Germany has announced its plan to nationalize Russian oil units within Germany after recognizing the overwhelming importance of oil in an economy, and the negative impacts it has during crises.      

Many wince at even the thought of government involvement, especially those who align themselves with the far right on the political scale. Guiding principles of free trade and religious reliance on the free market can repel one away from the concept of nationalization. Though this economic philosophy does have precedence, one should be open to the role of the government in the economy. Instead of indulging in platitudes along the lines of “the freer the market the freer the people” or citing George Orwell’s book “1984,” I suggest careful consideration in an economic policy with realistic potential. 

The invasion into Ukraine has once again brought energy companies into the spotlight. American consumers are well aware of the convulsions of gas prices. Recently reaching abnormal highs, and during the pandemic reaching record lows, the role of gas and oil is being heavily questioned.  

The tanker Sun Arrows loads its cargo of liquefied natural gas from the Sakhalin-2 project in the port of Prigorodnoye, Russia, on Oct. 29, 2021. For the U.S. at least, removing Russia’s most favored nation status is a mostly symbolic gesture. The U.S. ban that was announced last month on imports of Russian oil, gas and coal already eliminated about 60% of all U.S. imports from Russia. Photo by AP Photo/File.

The pandemic saw oil crash to the point where crude oil prices were negative, meaning that sellers had been paying buyers to buy their oil stock. A government buyout had often been suggested during this period, and has been the most recent signifier towards nationalization.  

Though legal architecture exists to take control of the oil industry via eminent domain, this may prove too extreme and controversial. Leveraging eminent domain will create large disruptions in oil and gas and will disorganize the system of production. Most likely a nationalization of oil will manifest in a buyout of ownership in oil and gas companies. The government does not need to seek 100% equity, as even a 51% ownership gives it enough power to direct the industry.  

Of course, one cannot forget the workers in this industry. An important driving force behind nationalization is the phasing out from fossil fuels to green energy, namely nuclear. It is unclear whether the market can successfully guide us into a future without environmental catastrophe.   

Oil companies currently plan to seek investment security rather than growth. I will invoke the same question again that I had last time: why should oil production rely on the confidence of investors? Regarding the recent market movements of oil and gas, and especially the continuous threat of environmental destruction, much doubt is sowed into free market theory in relation to oil. Consumers are only making their purchasing decisions based on their daily needs without considering the large scale effects of not only fossil fuel consumption but environmental impacts in all spending habits. 

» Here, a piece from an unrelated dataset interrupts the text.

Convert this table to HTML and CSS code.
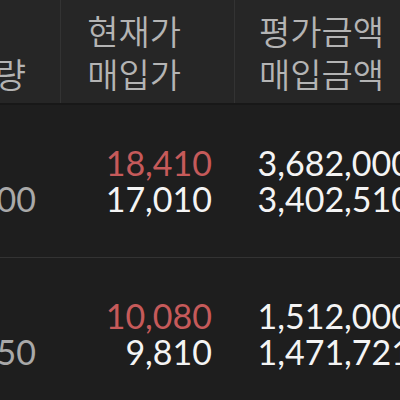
FILE: index.html
```html
<!DOCTYPE html>
<html lang="ko">
<head>
<meta charset="utf-8">
<link rel="stylesheet" href="styles.css">
</head>
<body>
<div class="table">
  <div class="head">
    <div class="cell c1"><span>&nbsp;</span><span>량</span></div>
    <div class="cell c2"><span>현재가</span><span>매입가</span></div>
    <div class="cell c3"><span>평가금액</span><span>매입금액</span></div>
  </div>
  <div class="row">
    <div class="cell c1"><span class="qty">&nbsp;</span><span class="qty">00</span></div>
    <div class="cell c2"><span class="up">18,410</span><span class="val">17,010</span></div>
    <div class="cell c3"><span class="val">3,682,000</span><span class="val">3,402,510</span></div>
  </div>
  <div class="row">
    <div class="cell c1"><span class="qty">&nbsp;</span><span class="qty">50</span></div>
    <div class="cell c2"><span class="up">10,080</span><span class="val">9,810</span></div>
    <div class="cell c3"><span class="val">1,512,000</span><span class="val">1,471,721</span></div>
  </div>
</div>
</body>
</html>
```
FILE: styles.css
```css
html, body {
  margin: 0;
  padding: 0;
  background: #1e1e1e;
  overflow: hidden;
}
.table {
  width: 440px;
  display: flex;
  flex-direction: column;
}
.head, .row {
  display: flex;
}
.head {
  height: 103px;
  background: #262626;
  border-bottom: 2px solid #181818;
  font-family: "Noto Sans CJK KR", "Noto Sans", sans-serif;
  font-size: 34px;
  font-weight: 350;
  line-height: 43px;
  color: #b4b4b4;
}
.row {
  height: 152px;
  border-bottom: 1px solid #333333;
  font-family: Lato, "Liberation Sans", sans-serif;
  font-size: 34px;
  font-weight: 400;
  line-height: 36px;
}
.cell {
  display: flex;
  flex-direction: column;
  justify-content: center;
  align-items: flex-end;
  box-sizing: border-box;
}
.c1 { width: 61px; }
.c2 { width: 174px; }
.c3 { width: 200px; }
.head .c1 { padding-right: 34px; border-right: 1px solid #333; }
.head .c2 { padding-right: 53px; border-right: 1px solid #333; }
.head .c3 { padding-right: 51px; }
.row .c1 { padding-right: 25px; }
.row .c2 { padding-right: 23px; }
.row .c3 { padding-right: 24px; }
.qty { color: #a9a9a9; }
.up { color: #c65a5a; }
.val { color: #f4f4f4; }
```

To suggest simple government regulation does not suffice. Oil must be produced in national interests and must be emancipated from the business model. It is time to consider promoting oil into the collective interests of American citizens.  

3 COMMENTS

  1. If we want the government to reduce our dependency on oil and move us towards a more sustainable future, causing the government to run the oil companies would eventually have the opposite effect. I could easily see a future where a large part of the U.S. government’s budget is dependent on oil revenues if this were to occur. Holding oil companies to account for their actions would suddenly become immensely more complicated. I worry that this decision would have negative consequences for everyone, especially for the environment in which we all live.